After earning a full athletic scholarship to Holy Cross College in Worcester, Mass., Powers built upon her high school success with a sterling four-year career for the Crusaders. A four-year starter, she scored 1,652 career points and pulled down 1,008 career rebounds playing against tough Division I competition.

The accolades poured in as she progressed from All-Rookie Team honoree her freshman year to Patriot League Player of the Year her junior and senior years. Powers helped lead Holy Cross to Patriot League titles her sophomore and senior years, which earned the Crusaders berths in the NCAA Division I Tournament both years. Holy Cross upset Rutgers, the No. 2 seed in the East Regional, her senior year and advanced to the second round before exiting.

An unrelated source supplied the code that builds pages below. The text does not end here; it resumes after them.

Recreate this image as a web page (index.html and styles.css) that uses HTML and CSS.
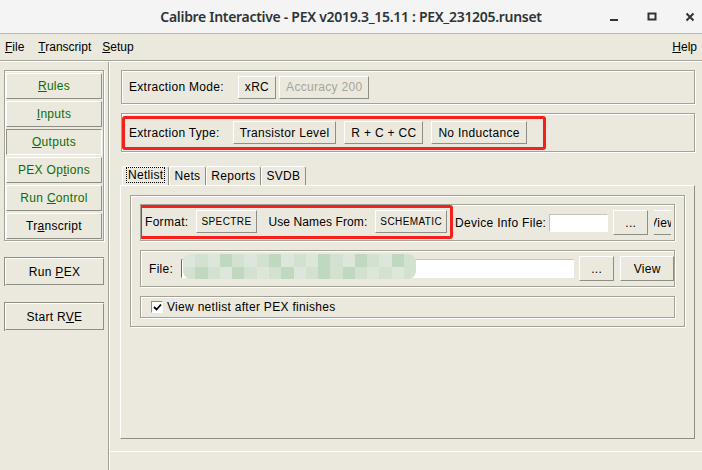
FILE: index.html
```html
<!DOCTYPE html>
<html lang="en">
<head>
  <meta charset="UTF-8">
  <title>Calibre Interactive - PEX</title>
  <link rel="stylesheet" href="styles.css">
</head>
<body>
  <!-- barra de título da janela -->
  <div class="titlebar">
    <span class="title">Calibre Interactive - PEX v2019.3_15.11 : PEX_231205.runset</span>
    <div class="winbtns">
      <svg width="12" height="12" viewBox="0 0 12 12"><rect x="2" y="8" width="8" height="2" fill="#2e3436"/></svg>
      <svg width="12" height="12" viewBox="0 0 12 12"><rect x="2.5" y="2.5" width="7" height="6" fill="none" stroke="#2e3436" stroke-width="2"/></svg>
      <svg width="12" height="12" viewBox="0 0 12 12"><path d="M2.5 2.5 L9.5 9.5 M9.5 2.5 L2.5 9.5" stroke="#2e3436" stroke-width="2"/></svg>
    </div>
  </div>

  <div class="menubar">
    <span class="first"><u>F</u>ile</span>
    <span><u>T</u>ranscript</span>
    <span><u>S</u>etup</span>
    <span class="help"><u>H</u>elp</span>
  </div>

  <div class="main">
    <!-- menu lateral -->
    <aside class="sidebar">
      <div class="group navgroup">
        <button class="navbtn"><u>R</u>ules</button>
        <button class="navbtn"><u>I</u>nputs</button>
        <button class="navbtn pressed"><u>O</u>utputs</button>
        <button class="navbtn">PEX Op<u>t</u>ions</button>
        <button class="navbtn">Run <u>C</u>ontrol</button>
        <button class="navbtn black">Tr<u>a</u>nscript</button>
      </div>
      <div class="frame"><button class="navbtn black">Run <u>P</u>EX</button></div>
      <div class="frame"><button class="navbtn black">Start R<u>V</u>E</button></div>
    </aside>

    <section class="content">
      <div class="panel row mode">
        <span class="label">Extraction Mode:</span>
        <button class="btn">xRC</button>
        <button class="btn disabled">Accuracy 200</button>
      </div>

      <div class="panel row type">
        <div class="mark">
          <span class="label">Extraction Type:</span>
          <button class="btn">Transistor Level</button>
          <button class="btn">R + C + CC</button>
          <button class="btn">No Inductance</button>
        </div>
      </div>

      <div class="tabs">
        <span class="tab active"><span class="focus">Netlist</span></span>
        <span class="tab">Nets</span>
        <span class="tab">Reports</span>
        <span class="tab">SVDB</span>
      </div>

      <div class="tabpage">
        <div class="group inner">
          <div class="panel row fmt">
            <div class="mark">
              <span class="label">Format:</span>
              <button class="btn small">SPECTRE</button>
              <span class="label gap">Use Names From:</span>
              <button class="btn small">SCHEMATIC</button>
            </div>
            <span class="label devlabel">Device Info File:</span>
            <input class="field devinfo" type="text">
            <button class="btn dots">...</button>
            <span class="clip"><button class="btn view">View</button></span>
          </div>

          <div class="panel row file">
            <span class="label">File:</span>
            <div class="filebox">
              <div class="blur">
                <span class="c1"></span><span class="c2"></span><span class="c1"></span><span class="c3"></span><span class="c2"></span><span class="c1"></span><span class="c2"></span><span class="c3"></span><span class="c1"></span><span class="c2"></span><span class="c1"></span><span class="c3"></span><span class="c2"></span><span class="c1"></span><span class="c3"></span><span class="c2"></span><span class="c1"></span><span class="c3"></span><span class="c2"></span>
                <span class="c2"></span><span class="c3"></span><span class="c2"></span><span class="c1"></span><span class="c3"></span><span class="c2"></span><span class="c1"></span><span class="c2"></span><span class="c3"></span><span class="c1"></span><span class="c2"></span><span class="c3"></span><span class="c2"></span><span class="c3"></span><span class="c2"></span><span class="c1"></span><span class="c2"></span><span class="c1"></span><span class="c2"></span>
              </div>
              <input class="field" type="text">
            </div>
            <button class="btn dots">...</button>
            <button class="btn view">View</button>
          </div>

          <div class="panel row check">
            <span class="box">
              <svg width="9" height="9" viewBox="0 0 9 9"><path d="M1 4 L3.5 6.5 L8 1.5" fill="none" stroke="#000" stroke-width="1.8"/></svg>
            </span>
            <span class="label">View netlist after PEX finishes</span>
          </div>
        </div>
      </div>

      <div class="status"></div>
    </section>
  </div>
</body>
</html>
```

FILE: styles.css
```css
body {
  margin: 0;
  width: 702px;
  height: 470px;
  overflow: hidden;
  background: #ebe9dd;
  font-family: "Liberation Sans", Arial, sans-serif;
  font-size: 12px;
  letter-spacing: 0.3px;
  color: #000;
}

button, input {
  font-family: "Liberation Sans", Arial, sans-serif;
  font-size: 12px;
  letter-spacing: 0.3px;
}

.label {
  white-space: nowrap;
}

/* barra de título */
.titlebar {
  height: 33px;
  background: #f4f4f4;
  border-bottom: 1px solid #b8b8b4;
  display: flex;
  align-items: center;
  justify-content: center;
  position: relative;
  letter-spacing: normal;
}

.title {
  font-family: "Noto Sans", sans-serif;
  font-size: 14px;
  font-weight: 600;
  color: #2e3436;
  letter-spacing: -0.3px;
}

.winbtns {
  position: absolute;
  right: 6px;
  top: 11px;
  display: flex;
  gap: 26px;
}

/* menu */
.menubar {
  height: 26px;
  display: flex;
  align-items: center;
  gap: 11px;
  padding: 0 5px;
  border-bottom: 1px solid #a3a298;
  box-shadow: 0 1px 0 #fff;
  letter-spacing: 0;
}

.menubar .first {
  margin-right: 3px;
}

.help {
  margin-left: auto;
}

.main {
  display: flex;
  margin-top: 1px;
  height: 408px;
}

/* lateral */
.sidebar {
  width: 100px;
  padding: 8px 4px 0 4px;
  border-right: 1px solid #a3a298;
  box-shadow: 1px 0 0 #fff;
  display: flex;
  flex-direction: column;
}

.group {
  border: 1px solid #a3a298;
  box-shadow: inset 1px 1px 0 #fff, 1px 1px 0 #fff;
}

.navgroup {
  display: flex;
  flex-direction: column;
  gap: 2px;
  padding: 2px 1px 1px 1px;
}

.navbtn {
  height: 26px;
  background: #ebe9dd;
  border: 1px solid;
  border-color: #fff #8f8e86 #8f8e86 #fff;
  color: #0a6e0a;
  padding: 0;
}

.navbtn.pressed {
  border-color: #8f8e86 #fff #fff #8f8e86;
}

.navbtn.black {
  color: #000;
}

.frame {
  margin-top: 16px;
  border-left: 1px solid #8f8e86;
  border-top: 1px solid #8f8e86;
  display: flex;
  flex-direction: column;
  padding: 0 0 1px 0;
  width: 99px;
}

.frame .navbtn {
  height: 27px;
}

/* área principal */
.content {
  width: 592px;
  padding: 8px 10px 0 12px;
  display: flex;
  flex-direction: column;
}

.panel {
  border: 1px solid #a3a298;
  box-shadow: inset 1px 1px 0 #fff, 1px 1px 0 #fff;
}

.row {
  display: flex;
  align-items: center;
  min-width: 0;
}

.mode {
  height: 32px;
  padding-left: 7px;
}

.mode .label {
  margin-right: 14px;
}

.mode .btn {
  margin-right: 3px;
}

.type {
  margin-top: 9px;
  height: 37px;
}

.mark {
  display: flex;
  align-items: center;
  flex-shrink: 0;
  border: 3px solid #f5201a;
  border-radius: 3px;
  height: 28px;
  padding-left: 4px;
  padding-right: 16px;
}

.type .label {
  margin-right: 13px;
}

.type .btn {
  margin-right: 8px;
}

.type .btn:last-child {
  margin-right: 0;
}

.btn {
  height: 23px;
  background: #ebe9dd;
  border: 1px solid;
  border-color: #fff #8f8e86 #8f8e86 #fff;
  padding: 0 6px;
  color: #000;
}

.btn.disabled {
  color: #a6a59d;
}

.btn.small {
  font-size: 10px;
  letter-spacing: 0.4px;
}

/* abas */
.tabs {
  display: flex;
  margin-top: 14px;
  margin-left: 1px;
  height: 19px;
}

.tab {
  padding: 2px 5px 0 4px;
  border: 1px solid #8f8e86;
  border-bottom: none;
  border-color: #fff #8f8e86 transparent #fff;
  border-radius: 3px 3px 0 0;
}

.tab.active {
  padding: 1px 3px 0 3px;
}

.focus {
  border: 1px dotted #000;
  padding: 0 1px;
}

.tabpage {
  flex: 0 0 auto;
  height: 243px;
  margin-left: -1px;
  border: 1px solid #a3a298;
  border-color: #fff #8f8e86 #8f8e86 #fff;
  padding: 9px 9px 0 9px;
}

.inner {
  padding: 8px 9px 8px 9px;
  display: flex;
  flex-direction: column;
  gap: 9px;
}

.fmt {
  height: 35px;
  overflow: hidden;
}

.fmt .mark {
  margin: -2px 0 0 -2px;
  height: 28px;
  padding-right: 3px;
  padding-left: 3px;
}

.fmt .mark .label {
  margin-right: 8px;
}

.fmt .gap {
  margin-left: 12px;
  margin-right: 3px;
  letter-spacing: 0.1px;
}

.fmt .btn.small {
  padding: 0 4px;
}

.devlabel {
  margin-left: 2px;
  margin-right: 3px;
}

.field {
  height: 17px;
  border: 1px solid;
  border-color: #c5c3b8 #fff #fff #c5c3b8;
  background: #fff;
  padding: 0;
}

.devinfo {
  width: 57px;
  height: 16px;
  flex-shrink: 0;
}

.dots {
  width: 35px;
  height: 25px;
  margin-left: 5px;
  flex-shrink: 0;
}

/* botão View cortado pela borda do painel */
.clip {
  width: 17px;
  height: 25px;
  margin-left: 6px;
  overflow: hidden;
  display: flex;
  justify-content: center;
  flex-shrink: 0;
}

.clip .view {
  margin-left: 0;
  flex-shrink: 0;
}

.file {
  height: 35px;
  padding-left: 8px;
}

.file .label {
  margin-right: 8px;
}

.filebox {
  display: flex;
  align-items: center;
  position: relative;
  width: 393px;
}

.filebox .field {
  width: 393px;
  border-left: 1px solid #6a6a66;
}

.blur {
  position: absolute;
  left: 2px;
  top: -5px;
  width: 233px;
  height: 25px;
  border-radius: 8px;
  overflow: hidden;
  display: grid;
  grid-template-columns: repeat(19, 1fr);
  grid-template-rows: 1fr 1fr;
}

.c1 { background: #dce6da; }
.c2 { background: #d2e1d0; }
.c3 { background: #c1d8c0; }

.view {
  width: 54px;
  height: 25px;
  margin-left: 6px;
}

.check {
  height: 20px;
  padding-left: 10px;
}

.box {
  width: 10px;
  height: 10px;
  background: #fff;
  border: 1px solid;
  border-color: #8f8e86 #fff #fff #8f8e86;
  display: flex;
  align-items: center;
  justify-content: center;
  margin-right: 4px;
}

.status {
  margin-top: 12px;
  margin-left: -12px;
  margin-right: -10px;
  border-top: 1px solid #fff;
}
```
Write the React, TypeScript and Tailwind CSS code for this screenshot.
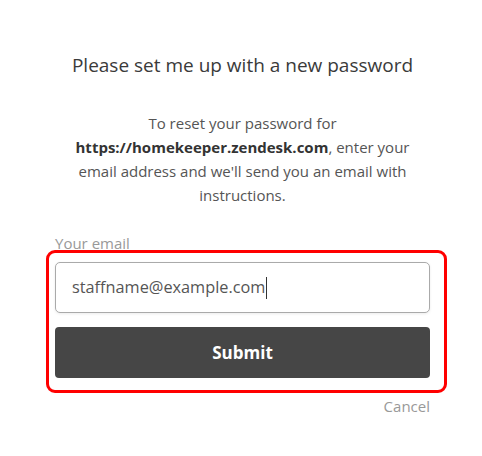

Powers’ golden season culminated in her being named Holy Cross NCAA Woman of the Year in 1993, as well as All-Eastern Collegiate Athletic Conference. In 1999 she was elected to the Holy Cross Athletic Hall of Fame.

With no professional women’s basketball league yet established in the United States, Powers opted to go the European route after college. She enjoyed a successful four-year career in Germany. Her first year, 1993-94, with SV-Stuttgart Mohringen, she was team captain and leading scorer, averaging 18.5 points a game. She then spent three seasons with BG Ludwigburg, also based in Stuttgart, averaging a team-leading 19.4 points a game and captaining the club to the league championship in 1996-97. A severe ankle injury ended her basketball-playing career.

Powers, who turns 31 on April 21, spent a season as the assistant women’s basketball coach at Marist College in Poughkeepsie, then pursued graduate studies in art history at the University of Oregon. She is now a personal trainer in Eugene, Ore.